Write the material out again exactly.

**Material provided**:
=======
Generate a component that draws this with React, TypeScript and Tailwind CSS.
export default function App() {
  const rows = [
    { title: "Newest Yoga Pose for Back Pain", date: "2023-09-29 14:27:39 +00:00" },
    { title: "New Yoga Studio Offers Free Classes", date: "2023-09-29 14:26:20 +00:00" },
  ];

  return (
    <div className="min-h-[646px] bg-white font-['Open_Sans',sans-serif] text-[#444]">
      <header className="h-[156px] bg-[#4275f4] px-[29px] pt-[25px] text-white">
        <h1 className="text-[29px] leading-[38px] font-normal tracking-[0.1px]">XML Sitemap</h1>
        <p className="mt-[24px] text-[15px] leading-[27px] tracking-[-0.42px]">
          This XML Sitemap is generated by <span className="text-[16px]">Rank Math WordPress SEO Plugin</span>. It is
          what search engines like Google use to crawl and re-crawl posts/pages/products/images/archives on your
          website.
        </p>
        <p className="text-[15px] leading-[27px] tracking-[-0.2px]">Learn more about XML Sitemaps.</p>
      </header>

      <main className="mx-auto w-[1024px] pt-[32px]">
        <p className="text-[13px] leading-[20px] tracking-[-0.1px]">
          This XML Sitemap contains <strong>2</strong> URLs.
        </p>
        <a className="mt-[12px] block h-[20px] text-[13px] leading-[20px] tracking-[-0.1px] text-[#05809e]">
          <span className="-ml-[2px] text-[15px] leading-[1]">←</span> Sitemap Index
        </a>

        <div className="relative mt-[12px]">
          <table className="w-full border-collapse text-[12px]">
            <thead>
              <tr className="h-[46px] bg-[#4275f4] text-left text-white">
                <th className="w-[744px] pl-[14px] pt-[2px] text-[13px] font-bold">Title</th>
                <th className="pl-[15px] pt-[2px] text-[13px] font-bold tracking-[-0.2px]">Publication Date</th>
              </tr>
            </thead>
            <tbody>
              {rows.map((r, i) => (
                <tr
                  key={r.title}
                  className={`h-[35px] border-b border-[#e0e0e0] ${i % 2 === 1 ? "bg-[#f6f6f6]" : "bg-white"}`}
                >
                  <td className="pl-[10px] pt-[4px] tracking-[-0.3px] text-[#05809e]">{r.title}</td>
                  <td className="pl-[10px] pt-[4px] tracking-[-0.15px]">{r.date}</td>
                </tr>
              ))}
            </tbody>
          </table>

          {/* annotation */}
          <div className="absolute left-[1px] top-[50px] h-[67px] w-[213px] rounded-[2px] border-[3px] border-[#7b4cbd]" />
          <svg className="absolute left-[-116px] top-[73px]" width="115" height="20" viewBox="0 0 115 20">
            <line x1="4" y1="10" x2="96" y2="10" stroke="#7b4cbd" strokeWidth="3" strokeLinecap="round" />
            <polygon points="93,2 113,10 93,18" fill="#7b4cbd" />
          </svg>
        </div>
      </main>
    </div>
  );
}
=======
**Response**:
Generate a component that draws this with React, TypeScript and Tailwind CSS.
export default function App() {
  const rows = [
    { title: "Newest Yoga Pose for Back Pain", date: "2023-09-29 14:27:39 +00:00" },
    { title: "New Yoga Studio Offers Free Classes", date: "2023-09-29 14:26:20 +00:00" },
  ];

  return (
    <div className="min-h-[646px] bg-white font-['Open_Sans',sans-serif] text-[#444]">
      <header className="h-[156px] bg-[#4275f4] px-[29px] pt-[25px] text-white">
        <h1 className="text-[29px] leading-[38px] font-normal tracking-[0.1px]">XML Sitemap</h1>
        <p className="mt-[24px] text-[15px] leading-[27px] tracking-[-0.42px]">
          This XML Sitemap is generated by <span className="text-[16px]">Rank Math WordPress SEO Plugin</span>. It is
          what search engines like Google use to crawl and re-crawl posts/pages/products/images/archives on your
          website.
        </p>
        <p className="text-[15px] leading-[27px] tracking-[-0.2px]">Learn more about XML Sitemaps.</p>
      </header>

      <main className="mx-auto w-[1024px] pt-[32px]">
        <p className="text-[13px] leading-[20px] tracking-[-0.1px]">
          This XML Sitemap contains <strong>2</strong> URLs.
        </p>
        <a className="mt-[12px] block h-[20px] text-[13px] leading-[20px] tracking-[-0.1px] text-[#05809e]">
          <span className="-ml-[2px] text-[15px] leading-[1]">←</span> Sitemap Index
        </a>

        <div className="relative mt-[12px]">
          <table className="w-full border-collapse text-[12px]">
            <thead>
              <tr className="h-[46px] bg-[#4275f4] text-left text-white">
                <th className="w-[744px] pl-[14px] pt-[2px] text-[13px] font-bold">Title</th>
                <th className="pl-[15px] pt-[2px] text-[13px] font-bold tracking-[-0.2px]">Publication Date</th>
              </tr>
            </thead>
            <tbody>
              {rows.map((r, i) => (
                <tr
                  key={r.title}
                  className={`h-[35px] border-b border-[#e0e0e0] ${i % 2 === 1 ? "bg-[#f6f6f6]" : "bg-white"}`}
                >
                  <td className="pl-[10px] pt-[4px] tracking-[-0.3px] text-[#05809e]">{r.title}</td>
                  <td className="pl-[10px] pt-[4px] tracking-[-0.15px]">{r.date}</td>
                </tr>
              ))}
            </tbody>
          </table>

          {/* annotation */}
          <div className="absolute left-[1px] top-[50px] h-[67px] w-[213px] rounded-[2px] border-[3px] border-[#7b4cbd]" />
          <svg className="absolute left-[-116px] top-[73px]" width="115" height="20" viewBox="0 0 115 20">
            <line x1="4" y1="10" x2="96" y2="10" stroke="#7b4cbd" strokeWidth="3" strokeLinecap="round" />
            <polygon points="93,2 113,10 93,18" fill="#7b4cbd" />
          </svg>
        </div>
      </main>
    </div>
  );
}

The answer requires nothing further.